Appellant did not file a petition for allowance of appeal with our Supreme

Court. On June 1, 2017, Appellant pro se filed a PCRA petition, asserting

claims for ineffective assistance of counsel. The PCRA court appointed

counsel, who filed an amended PCRA petition, wherein he specifically

challenged the effectiveness of Appellant’s direct appeal counsel and sought

reinstatement of Appellant’s direct appeal rights nunc pro tunc to re-assert his

challenge to the discretionary aspects of sentence. Following an evidentiary

-3- J-S30025-18

hearing, the PCRA court denied Appellant’s PCRA petition on October 18, 2017.

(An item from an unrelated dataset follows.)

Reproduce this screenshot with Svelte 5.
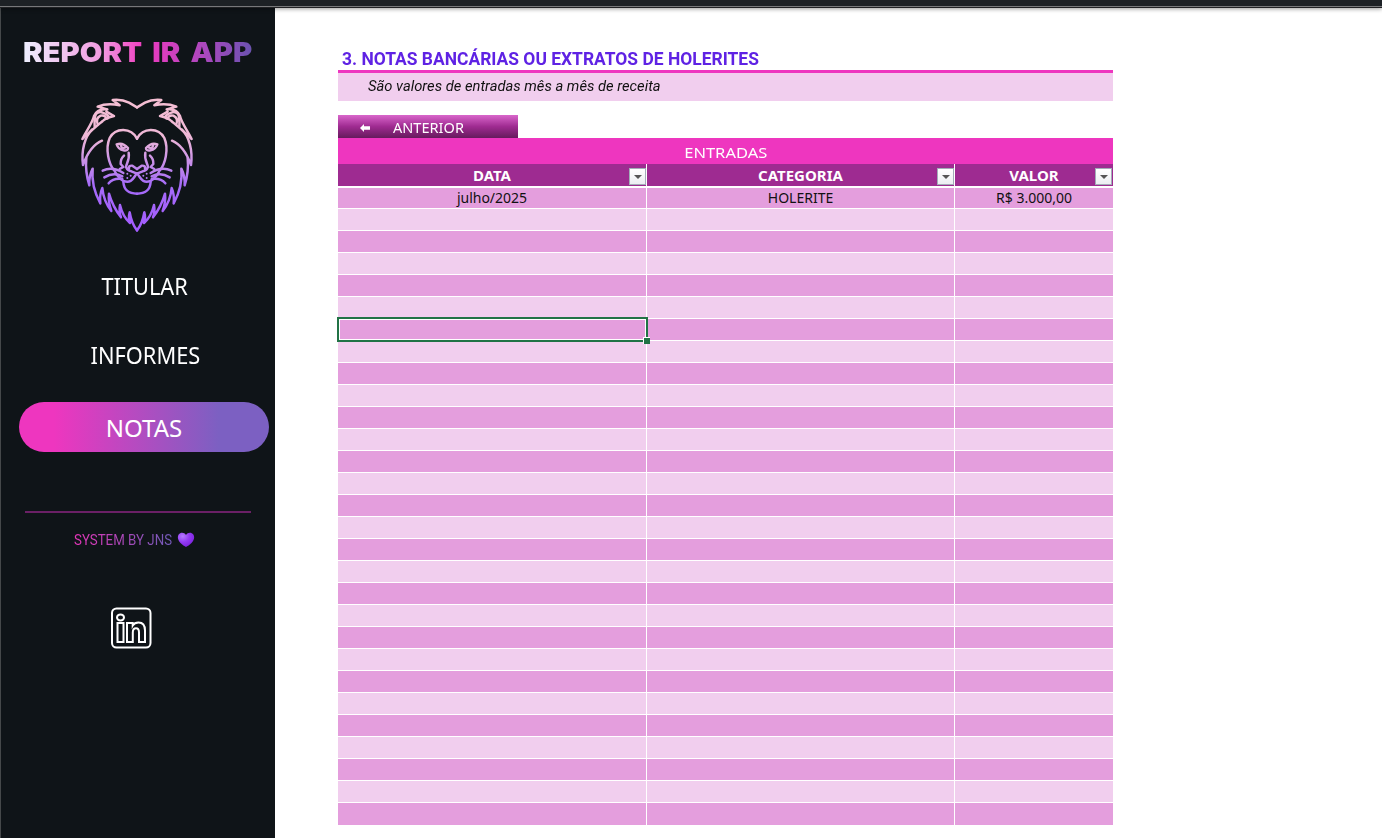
<script>
  const headers = ['DATA', 'CATEGORIA', 'VALOR'];
  const first = ['julho/2025', 'HOLERITE', 'R$ 3.000,00'];
  const rows = Array.from({ length: 29 }, (_, i) => (i === 0 ? first : ['', '', '']));
  const half = [
    'M201 52 L177 38 Q155 27 128 30 L149 46 Q112 38 83 50 L112 58 Q82 54 72 78 C67 100 50 120 37 147 C61 124 78 110 98 93 Q108 83 132 78 L109 65',
    'M75 76 Q84 62 98 68 Q121 76 113 85',
    'M76 76 Q72 96 74 110 M83 103 Q76 85 92 77 Q106 74 109 86',
    'M66 119 C45 140 33 180 39 225 C50 195 69 163 96 152',
    'M49 204 Q45 245 58 286 Q56 260 68 236 Q63 290 91 340 Q88 315 97 294 Q101 335 124 363 Q114 335 117 311 Q128 350 153 382 Q146 365 150 345 Q158 380 180 399 Q174 384 179 367 Q185 402 201 421',
    'M201 146 C183 112 137 112 119 144 C105 177 116 224 134 243 Q141 259 160 273 C188 282 190 261 201 251',
    'M140 163 Q158 156 174 174 Q174 184 160 181 Q146 179 140 163 Z M153 166 Q154 177 165 173',
    'M176 188 C180 210 168 222 168 231 Q173 243 184 244 L201 251 M177 236 Q175 226 187 227 L201 237',
    'M162 197 Q151 207 152 222 L160 231 L149 237',
    'M98 242 Q127 228 160 249 M103 262 Q131 245 157 259 M116 280 Q130 263 157 267',
    'M160 276 C162 302 180 311 201 311'
  ];
</script>

<div class="ribbon"></div>
<div class="page">
  <aside>
    <h1><span>REPORT IR APP</span></h1>
    <svg class="lion" viewBox="0 0 405 450" width="135" height="150">
      <defs>
        <linearGradient id="mane" gradientUnits="userSpaceOnUse" x1="0" y1="30" x2="0" y2="420">
          <stop offset="0" stop-color="#f5bfd3" /><stop offset=".28" stop-color="#efb8d7" />
          <stop offset=".65" stop-color="#a66cf8" /><stop offset="1" stop-color="#a35cff" />
        </linearGradient>
      </defs>
      <g id="half" fill="none" stroke="url(#mane)" stroke-width="7.4" stroke-linecap="round" stroke-linejoin="round">
        {#each half as d}<path {d} />{/each}
        <g fill="url(#mane)" stroke="none"><circle cx="172" cy="251" r="3" /><circle cx="182" cy="257" r="3" /><circle cx="172" cy="264" r="3" /></g>
      </g>
      <use href="#half" transform="translate(402 0) scale(-1 1)" />
    </svg>
    <nav>
      <a class="item"><span class="narrow">TITULAR</span></a>
      <a class="item"><span class="narrow">INFORMES</span></a>
      <a class="item active"><span>NOTAS</span></a>
    </nav>
    <hr />
    <div class="credit">
      <span>SYSTEM BY JNS</span>
      <svg width="18" height="16" viewBox="0 0 18 16">
        <defs><radialGradient id="heart" cx=".3" cy=".25" r=".8"><stop offset="0" stop-color="#b57bff" /><stop offset=".5" stop-color="#933bf3" /><stop offset="1" stop-color="#7b20dc" /></radialGradient></defs>
        <path d="M9 3C7.500.2 3.500 0 1.800 2.300-.2 5.200 1.200 8.500 3.500 11 5.300 13 7.500 14.200 9 15c1.500-.8 3.700-2 5.500-4 2.300-2.500 3.700-5.800 1.700-8.700C14.500 0 10.500.2 9 3Z" fill="url(#heart)" />
      </svg>
    </div>
    <svg class="linkedin" width="42" height="42" viewBox="0 0 42 42" fill="none" stroke="#fff" stroke-width="2">
      <rect x="2" y="1.500" width="38.500" height="39" rx="4.500" />
      <ellipse cx="10.500" cy="10.500" rx="3.500" ry="3" />
      <path d="M7.500 16h6v19h-6zM17 16h5.700v2.600c1.200-2 3.200-3 5.800-3 4.300 0 6.500 3 6.500 8V35h-6V25.500c0-2.700-.9-4.200-3-4.200-2.200 0-3.200 1.700-3.200 4.200V35H17z" />
    </svg>
  </aside>
  <main>
    <h2><span>3. NOTAS BANCÁRIAS OU EXTRATOS DE HOLERITES</span></h2>
    <div class="note"><span>São valores de entradas mês a mês de receita</span></div>
    <button class="back">
      <svg width="10" height="8" viewBox="0 0 10 8"><path d="M0 4 4 0v2.300h6v3.400H4V8Z" fill="#fff" /></svg>
      <span>ANTERIOR</span>
    </button>
    <div class="caption"><span>ENTRADAS</span></div>
    <div class="row head">
      {#each headers as h}
        <div class="cell"><span>{h}</span><i><svg width="8" height="4" viewBox="0 0 8 4"><path d="M0 0h8L4 4Z" fill="#555" /></svg></i></div>
      {/each}
    </div>
    {#each rows as r, i}
      <div class="row" class:first={i === 0} class:light={i % 2 === 1} class:last={i === 28}>
        {#each r as c, j}
          <div class="cell" class:selected={i === 6 && j === 0}><span>{c}</span>{#if i === 6 && j === 0}<b class="selection"></b>{/if}</div>
        {/each}
      </div>
    {/each}
  </main>
</div>

<style>
  :global(body) { margin: 0; background: #fff; overflow: hidden; }
  * { box-sizing: border-box; }
  span { display: inline-block; white-space: nowrap; }
  .ribbon { height: 8px; background: #1d2125; border-bottom: 1px solid #202124; box-shadow: inset 0 -1px #77787a, 0 1px 4px #0006; position: relative; z-index: 1; }
  .page { display: flex; height: 830px; font-family: 'Noto Sans', 'Open Sans', sans-serif; }
  aside { width: 275px; flex: none; background: #0f1418; border-left: 1px solid #45484a; display: flex; flex-direction: column; }
  h1 { margin: 28px 0 0 22px; height: 34px; font: 900 27px/34px Inter, sans-serif; }
  h1 span { word-spacing: 4px; transform: scaleX(1.084); transform-origin: 0 0; background: linear-gradient(90deg, #eef0ff 0, #f19be0 34%, #ef3abf 53%, #a848bd 80%, #6b52b0 100%); background-clip: text; -webkit-text-fill-color: transparent; }
  .lion { margin: 20px 0 0 69px; flex: none; }
  nav { display: flex; flex-direction: column; margin: 11px 0 0 18px; width: 250px; }
  .item { height: 69px; display: flex; align-items: center; justify-content: center; color: #fff; font-size: 24px; }
  .item:first-child, .item:nth-child(2) { padding-left: 2px; }
  .narrow { transform: scaleX(0.908); }
  .item.active { margin-top: 13px; height: 50px; border-radius: 25px; background: linear-gradient(90deg, #ee36bf 0 14%, #7c60c2 80%); }
  hr { margin: 59px 0 0 24px; width: 226px; height: 2px; border: 0; background: #6b2066; flex: none; }
  .credit { display: flex; align-items: center; margin: 17px 0 0 73px; height: 20px; font: 14px/20px Roboto, sans-serif; }
  .credit span { transform: scaleX(0.95); transform-origin: 0 0; background: linear-gradient(90deg, #e535b8, #6f5bb8); background-clip: text; -webkit-text-fill-color: transparent; }
  .linkedin { margin: 57px 0 0 109px; }
  main { margin-left: 63px; width: 775px; padding-top: 40px; }
  h2 { margin: 0; height: 22px; padding-left: 4px; font: 700 18px/22px Roboto, sans-serif; color: #5f22e4; }
  h2 span { transform: scaleX(0.969); transform-origin: 0 0; }
  .note { height: 31px; border-top: 3px solid #ee36bf; background: #f1ceee; padding-left: 30px; font: italic 14px/26px Roboto, sans-serif; color: #111; }
  .note span { transform: scaleX(1.054); transform-origin: 0 0; }
  .back { display: flex; align-items: center; gap: 23px; width: 180px; height: 23px; margin-top: 14px; padding: 2px 0 0 22px; border: 0; color: #fff; font: 15px/20px 'Noto Sans', sans-serif; background: linear-gradient(#d966cb, #9f2b91 50%, #661a5d); }
  .back span { margin-top: -2px; transform: scaleX(0.97); transform-origin: 0 0; }
  .caption { height: 26px; padding-top: 3px; background: #ee36bf; color: #fff; text-align: center; font-size: 15px; line-height: 22px; }
  .caption span { transform: scaleX(1.1); }
  .row { display: grid; grid-template-columns: 308px 307px 158px; column-gap: 1px; height: 21px; margin-bottom: 1px; }
  .cell { position: relative; background: #e49edd; text-align: center; font-size: 14px; line-height: 20px; color: #111; }
  .light .cell { background: #f1ceee; }
  .first { height: 20px; }
  .first .cell { line-height: 19px; }
  .last { height: 22px; }
  .head { margin-bottom: 3px; }
  .head .cell { background: #9e2b91; color: #fff; font-weight: 700; font-size: 15px; line-height: 22px; }
  .head i { position: absolute; right: 0; top: 4px; width: 17px; height: 17px; border: 1px solid #a3adb8; background: linear-gradient(#fff, #eceef2); display: flex; align-items: center; justify-content: center; padding-top: 1px; }
  .head .cell:last-child i { right: 1px; }
  .selected { z-index: 1; }
  .selection { position: absolute; inset: -2px -2px -2px -1px; border: 2px solid #217346; box-shadow: inset 0 0 0 1px #fff; }
  .selection::after { content: ''; position: absolute; right: -4px; bottom: -4px; width: 6px; height: 6px; background: #217346; border: 1px solid #fff; border-width: 1px 0 0 1px; }
</style>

Appellant appealed to this Court. The PCRA court directed Appellant to file a

Pa.R.A.P. 1925(b) statement of errors complained of on appeal. Appellant

complied, raising the following issue:

[I.] The [PCRA] court erred in denying [Appellant’s PCRA] petition. The [PCRA] court erred in failing to reinstate [Appellant’s] direct appeal rights nunc pro tunc where his prior counsel failed to take the necessary steps in briefing [Appellant’s] case to [this Court] to ensure that [this Court], at docket No. 1254 WDA 2015, would consider the one argument [Appellant] sought to advance on appeal, i.e., counsel failed to present a reviewable claim and failed to develop an argument or cite to any authority in his appellate brief. That one argument being the trial court abused its discretion when it revoked [Appellant’s] probation and re- sentenced him to serve an aggregate sentence of incarceration of fifteen (15) to thirty (30) years.

Rule 1925(b) Statement, 11/17/17. In response, the PCRA court issued a

Pa.R.A.P. 1925(a) opinion, adopting its October 18, 2017 opinion supporting

the denial of Appellant’s PCRA petition.

On appeal,2 Appellant repeats the same issue for our review.3 At the

core, Appellant claims that his direct appeal counsel was ineffective for failing

2“In PCRA proceedings, an appellate court’s scope of review is limited by the PCRA’s parameters; since most PCRA appeals involve mixed questions of fact and law, the standard of review is whether the PCRA court’s findings are supported by the record and free of legal error.” Commonwealth v. Pitts, 981 A.2d 875, 878 (Pa.